-- Start Data block --

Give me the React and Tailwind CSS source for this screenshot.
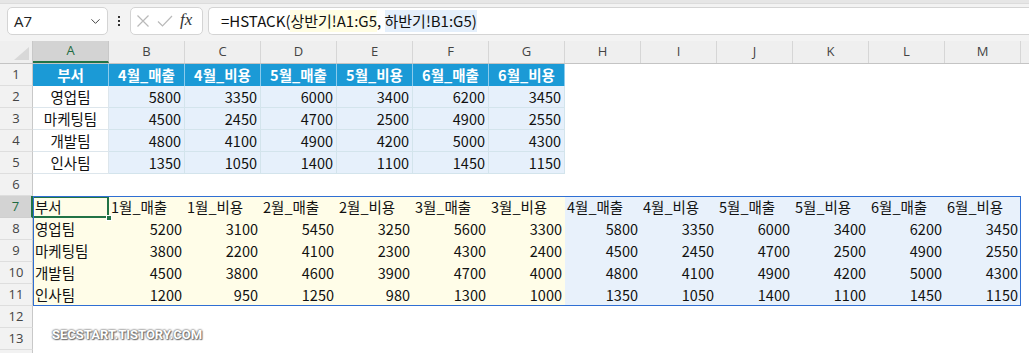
import React from "react";
import { ChevronDown } from "lucide-react";

const COLS = ["A", "B", "C", "D", "E", "F", "G", "H", "I", "J", "K", "L", "M"];

const TOP = [
  ["부서", "4월_매출", "4월_비용", "5월_매출", "5월_비용", "6월_매출", "6월_비용"],
  ["영업팀", 5800, 3350, 6000, 3400, 6200, 3450],
  ["마케팅팀", 4500, 2450, 4700, 2500, 4900, 2550],
  ["개발팀", 4800, 4100, 4900, 4200, 5000, 4300],
  ["인사팀", 1350, 1050, 1400, 1100, 1450, 1150],
];

const SPILL = [
  ["부서", "1월_매출", "1월_비용", "2월_매출", "2월_비용", "3월_매출", "3월_비용", "4월_매출", "4월_비용", "5월_매출", "5월_비용", "6월_매출", "6월_비용"],
  ["영업팀", 5200, 3100, 5450, 3250, 5600, 3300, 5800, 3350, 6000, 3400, 6200, 3450],
  ["마케팅팀", 3800, 2200, 4100, 2300, 4300, 2400, 4500, 2450, 4700, 2500, 4900, 2550],
  ["개발팀", 4500, 3800, 4600, 3900, 4700, 4000, 4800, 4100, 4900, 4200, 5000, 4300],
  ["인사팀", 1200, 950, 1250, 980, 1300, 1000, 1350, 1050, 1400, 1100, 1450, 1150],
];

const cellFont = { fontFamily: '"Noto Sans CJK KR", "Noto Sans", sans-serif' };

// row number on the left
const RowHead = ({ n, active }) => (
  <div
    className={`w-[33px] h-[22px] shrink-0 flex items-center justify-center text-[13px] border-b border-r ${
      active
        ? "bg-[#d3d3d3] text-[#1e6b41] border-b-[#cfcfcf] border-r-[#217346] border-r-2"
        : "bg-[#f2f2f2] text-[#444] border-b-[#dedede] border-r-[#c8c8c8]"
    }`}
    style={{ fontFamily: '"Open Sans", "Noto Sans", sans-serif' }}
  >
    {n}
  </div>
);

const Cell = ({ className = "", children }) => (
  <div className={`w-[76px] h-[22px] shrink-0 flex items-center text-[14.5px] text-[#111] whitespace-nowrap ${className}`}>
    {children}
  </div>
);

const EmptyRow = ({ n }) => (
  <div className="flex">
    <RowHead n={n} />
    <div className="flex-1 bg-white" />
  </div>
);

export default function App() {
  return (
    <div className="w-[1029px] h-[353px] overflow-hidden bg-white" style={cellFont}>
      {/* formula bar */}
      <div className="h-[41px] bg-[#f3f3f3] relative">
        <div className="h-[4px] bg-[#e6e6e6] border-b border-[#dcdcdc]" />
        <div className="flex items-start pt-[3px]">
          <div className="ml-[7px] w-[101px] h-[28px] bg-white border border-[#d4d4d4] rounded-[5px] flex items-center justify-between pl-[6px] pr-[4px]">
            <span className="text-[15px] text-[#222]" style={{ fontFamily: '"Open Sans", sans-serif' }}>A7</span>
            <ChevronDown size={15} strokeWidth={1.6} color="#444" />
          </div>
          <div className="w-[22px] h-[28px] flex flex-col items-center justify-center gap-[2px]">
            <span className="w-[2px] h-[2px] bg-[#333]" />
            <span className="w-[2px] h-[2px] bg-[#333]" />
            <span className="w-[2px] h-[2px] bg-[#333]" />
          </div>
          <div className="w-[73px] h-[28px] bg-white border border-[#d4d4d4] rounded-[5px] flex items-center pl-[5px] gap-[7px]">
            <svg width="14" height="14" viewBox="0 0 14 14">
              <path d="M1.5 1.5 L12.5 12.5 M12.5 1.5 L1.5 12.5" stroke="#b9b9b9" strokeWidth="1.2" fill="none" />
            </svg>
            <svg width="16" height="14" viewBox="0 0 16 14">
              <path d="M1 7.5 L5.5 12 L15 2" stroke="#b9b9b9" strokeWidth="1.2" fill="none" />
            </svg>
            <span className="text-[17px] italic text-[#333] leading-none -mt-[3px]" style={{ fontFamily: '"Liberation Serif", serif' }}>
              fx
            </span>
          </div>
          <div className="ml-[5px] flex-1 h-[28px] bg-white border border-r-0 border-[#d4d4d4] rounded-l-[5px] flex items-center pl-[12px] text-[15px] text-[#111]">
            <span>=HSTACK(</span>
            <span className="bg-[#fffde3]">상반기!A1:G5</span>
            <span>,&nbsp;</span>
            <span className="bg-[#e4effb]">하반기!B1:G5</span>
            <span className="bg-[#e4effb]">)</span>
          </div>
        </div>
      </div>

      {/* column headers */}
      <div className="flex h-[23px] bg-[#efefef] border-b border-[#c4c4c4]">
        <div className="w-[33px] shrink-0 border-r border-[#c8c8c8] flex items-end justify-end pr-[3px] pb-[3px]">
          <svg width="15" height="13" viewBox="0 0 15 13">
            <path d="M15 0 L15 13 L0 13 Z" fill="#d8d8d8" />
          </svg>
        </div>
        {COLS.map((c, i) => (
          <div
            key={c}
            className={`w-[76px] shrink-0 flex items-center justify-center text-[13px] border-r ${
              i === 0
                ? "bg-[#d3d3d3] text-[#1e6b41] border-r-[#c8c8c8] border-b-2 border-b-[#217346]"
                : "text-[#444] border-r-[#d6d6d6]"
            }`}
            style={{ fontFamily: '"Open Sans", "Noto Sans", sans-serif' }}
          >
            {c}
          </div>
        ))}
        <div className="flex-1" />
      </div>

      <div className="relative">
        {/* top table */}
        {TOP.map((row, r) => (
          <div key={r} className="flex">
            <RowHead n={r + 1} />
            {row.map((v, c) =>
              r === 0 ? (
                <Cell key={c} className="justify-center bg-[#1b9ad6] text-white font-bold border-r border-r-[#8ccbec]">
                  <span className="text-white">{v}</span>
                </Cell>
              ) : c === 0 ? (
                <Cell key={c} className="justify-center bg-white border-r border-b border-[#dde6ec]">
                  {v}
                </Cell>
              ) : (
                <Cell key={c} className="justify-end pr-[3px] bg-[#e6f0fb] border-r border-b border-[#d3e4ec]">
                  {v}
                </Cell>
              )
            )}
            <div className="flex-1 bg-white" />
          </div>
        ))}

        <EmptyRow n={6} />

        {/* spilled range */}
        {SPILL.map((row, r) => (
          <div key={r} className="flex">
            <RowHead n={r + 7} active={r === 0} />
            {row.map((v, c) => (
              <Cell
                key={c}
                className={`${c < 7 ? "bg-[#fffde8]" : "bg-[#e8f1fb]"} ${
                  r === 0 || c === 0 ? "justify-start pl-[2px]" : "justify-end pr-[3px]"
                } ${r === 0 && c === 0 ? "relative" : ""}`}
              >
                {v}
                {r === 0 && c === 0 && (
                  <>
                    <div className="absolute inset-0 -left-px border-2 border-[#217346]" />
                    <div className="absolute -right-[3px] -bottom-[3px] w-[6px] h-[6px] bg-[#217346] border border-white" />
                  </>
                )}
              </Cell>
            ))}
            <div className="flex-1 bg-white" />
          </div>
        ))}

        <EmptyRow n={12} />
        <EmptyRow n={13} />
        <EmptyRow n="" />

        {/* spill border */}
        <div className="absolute left-[33px] top-[132px] w-[988px] h-[110px] border border-[#2f6fd3] pointer-events-none" />

        {/* watermark */}
        <div
          className="absolute left-[52px] top-[261px] text-[13px] font-bold text-white"
          style={{
            fontFamily: 'Roboto, "Liberation Sans", sans-serif',
            textShadow: "0 0 2px #666, 0 0 2px #666, 1px 1px 1px #777",
          }}
        >
          SECSTART.TISTORY.COM
        </div>
      </div>
    </div>
  );
}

-- End Data block --

» **Problem**:
Every line above should be returned word for word, with the pictures left behind.

» **Solution for this task**:
Give me the React and Tailwind CSS source for this screenshot.
import React from "react";
import { ChevronDown } from "lucide-react";

const COLS = ["A", "B", "C", "D", "E", "F", "G", "H", "I", "J", "K", "L", "M"];

const TOP = [
  ["부서", "4월_매출", "4월_비용", "5월_매출", "5월_비용", "6월_매출", "6월_비용"],
  ["영업팀", 5800, 3350, 6000, 3400, 6200, 3450],
  ["마케팅팀", 4500, 2450, 4700, 2500, 4900, 2550],
  ["개발팀", 4800, 4100, 4900, 4200, 5000, 4300],
  ["인사팀", 1350, 1050, 1400, 1100, 1450, 1150],
];

const SPILL = [
  ["부서", "1월_매출", "1월_비용", "2월_매출", "2월_비용", "3월_매출", "3월_비용", "4월_매출", "4월_비용", "5월_매출", "5월_비용", "6월_매출", "6월_비용"],
  ["영업팀", 5200, 3100, 5450, 3250, 5600, 3300, 5800, 3350, 6000, 3400, 6200, 3450],
  ["마케팅팀", 3800, 2200, 4100, 2300, 4300, 2400, 4500, 2450, 4700, 2500, 4900, 2550],
  ["개발팀", 4500, 3800, 4600, 3900, 4700, 4000, 4800, 4100, 4900, 4200, 5000, 4300],
  ["인사팀", 1200, 950, 1250, 980, 1300, 1000, 1350, 1050, 1400, 1100, 1450, 1150],
];

const cellFont = { fontFamily: '"Noto Sans CJK KR", "Noto Sans", sans-serif' };

// row number on the left
const RowHead = ({ n, active }) => (
  <div
    className={`w-[33px] h-[22px] shrink-0 flex items-center justify-center text-[13px] border-b border-r ${
      active
        ? "bg-[#d3d3d3] text-[#1e6b41] border-b-[#cfcfcf] border-r-[#217346] border-r-2"
        : "bg-[#f2f2f2] text-[#444] border-b-[#dedede] border-r-[#c8c8c8]"
    }`}
    style={{ fontFamily: '"Open Sans", "Noto Sans", sans-serif' }}
  >
    {n}
  </div>
);

const Cell = ({ className = "", children }) => (
  <div className={`w-[76px] h-[22px] shrink-0 flex items-center text-[14.5px] text-[#111] whitespace-nowrap ${className}`}>
    {children}
  </div>
);

const EmptyRow = ({ n }) => (
  <div className="flex">
    <RowHead n={n} />
    <div className="flex-1 bg-white" />
  </div>
);

export default function App() {
  return (
    <div className="w-[1029px] h-[353px] overflow-hidden bg-white" style={cellFont}>
      {/* formula bar */}
      <div className="h-[41px] bg-[#f3f3f3] relative">
        <div className="h-[4px] bg-[#e6e6e6] border-b border-[#dcdcdc]" />
        <div className="flex items-start pt-[3px]">
          <div className="ml-[7px] w-[101px] h-[28px] bg-white border border-[#d4d4d4] rounded-[5px] flex items-center justify-between pl-[6px] pr-[4px]">
            <span className="text-[15px] text-[#222]" style={{ fontFamily: '"Open Sans", sans-serif' }}>A7</span>
            <ChevronDown size={15} strokeWidth={1.6} color="#444" />
          </div>
          <div className="w-[22px] h-[28px] flex flex-col items-center justify-center gap-[2px]">
            <span className="w-[2px] h-[2px] bg-[#333]" />
            <span className="w-[2px] h-[2px] bg-[#333]" />
            <span className="w-[2px] h-[2px] bg-[#333]" />
          </div>
          <div className="w-[73px] h-[28px] bg-white border border-[#d4d4d4] rounded-[5px] flex items-center pl-[5px] gap-[7px]">
            <svg width="14" height="14" viewBox="0 0 14 14">
              <path d="M1.5 1.5 L12.5 12.5 M12.5 1.5 L1.5 12.5" stroke="#b9b9b9" strokeWidth="1.2" fill="none" />
            </svg>
            <svg width="16" height="14" viewBox="0 0 16 14">
              <path d="M1 7.5 L5.5 12 L15 2" stroke="#b9b9b9" strokeWidth="1.2" fill="none" />
            </svg>
            <span className="text-[17px] italic text-[#333] leading-none -mt-[3px]" style={{ fontFamily: '"Liberation Serif", serif' }}>
              fx
            </span>
          </div>
          <div className="ml-[5px] flex-1 h-[28px] bg-white border border-r-0 border-[#d4d4d4] rounded-l-[5px] flex items-center pl-[12px] text-[15px] text-[#111]">
            <span>=HSTACK(</span>
            <span className="bg-[#fffde3]">상반기!A1:G5</span>
            <span>,&nbsp;</span>
            <span className="bg-[#e4effb]">하반기!B1:G5</span>
            <span className="bg-[#e4effb]">)</span>
          </div>
        </div>
      </div>

      {/* column headers */}
      <div className="flex h-[23px] bg-[#efefef] border-b border-[#c4c4c4]">
        <div className="w-[33px] shrink-0 border-r border-[#c8c8c8] flex items-end justify-end pr-[3px] pb-[3px]">
          <svg width="15" height="13" viewBox="0 0 15 13">
            <path d="M15 0 L15 13 L0 13 Z" fill="#d8d8d8" />
          </svg>
        </div>
        {COLS.map((c, i) => (
          <div
            key={c}
            className={`w-[76px] shrink-0 flex items-center justify-center text-[13px] border-r ${
              i === 0
                ? "bg-[#d3d3d3] text-[#1e6b41] border-r-[#c8c8c8] border-b-2 border-b-[#217346]"
                : "text-[#444] border-r-[#d6d6d6]"
            }`}
            style={{ fontFamily: '"Open Sans", "Noto Sans", sans-serif' }}
          >
            {c}
          </div>
        ))}
        <div className="flex-1" />
      </div>

      <div className="relative">
        {/* top table */}
        {TOP.map((row, r) => (
          <div key={r} className="flex">
            <RowHead n={r + 1} />
            {row.map((v, c) =>
              r === 0 ? (
                <Cell key={c} className="justify-center bg-[#1b9ad6] text-white font-bold border-r border-r-[#8ccbec]">
                  <span className="text-white">{v}</span>
                </Cell>
              ) : c === 0 ? (
                <Cell key={c} className="justify-center bg-white border-r border-b border-[#dde6ec]">
                  {v}
                </Cell>
              ) : (
                <Cell key={c} className="justify-end pr-[3px] bg-[#e6f0fb] border-r border-b border-[#d3e4ec]">
                  {v}
                </Cell>
              )
            )}
            <div className="flex-1 bg-white" />
          </div>
        ))}

        <EmptyRow n={6} />

        {/* spilled range */}
        {SPILL.map((row, r) => (
          <div key={r} className="flex">
            <RowHead n={r + 7} active={r === 0} />
            {row.map((v, c) => (
              <Cell
                key={c}
                className={`${c < 7 ? "bg-[#fffde8]" : "bg-[#e8f1fb]"} ${
                  r === 0 || c === 0 ? "justify-start pl-[2px]" : "justify-end pr-[3px]"
                } ${r === 0 && c === 0 ? "relative" : ""}`}
              >
                {v}
                {r === 0 && c === 0 && (
                  <>
                    <div className="absolute inset-0 -left-px border-2 border-[#217346]" />
                    <div className="absolute -right-[3px] -bottom-[3px] w-[6px] h-[6px] bg-[#217346] border border-white" />
                  </>
                )}
              </Cell>
            ))}
            <div className="flex-1 bg-white" />
          </div>
        ))}

        <EmptyRow n={12} />
        <EmptyRow n={13} />
        <EmptyRow n="" />

        {/* spill border */}
        <div className="absolute left-[33px] top-[132px] w-[988px] h-[110px] border border-[#2f6fd3] pointer-events-none" />

        {/* watermark */}
        <div
          className="absolute left-[52px] top-[261px] text-[13px] font-bold text-white"
          style={{
            fontFamily: 'Roboto, "Liberation Sans", sans-serif',
            textShadow: "0 0 2px #666, 0 0 2px #666, 1px 1px 1px #777",
          }}
        >
          SECSTART.TISTORY.COM
        </div>
      </div>
    </div>
  );
}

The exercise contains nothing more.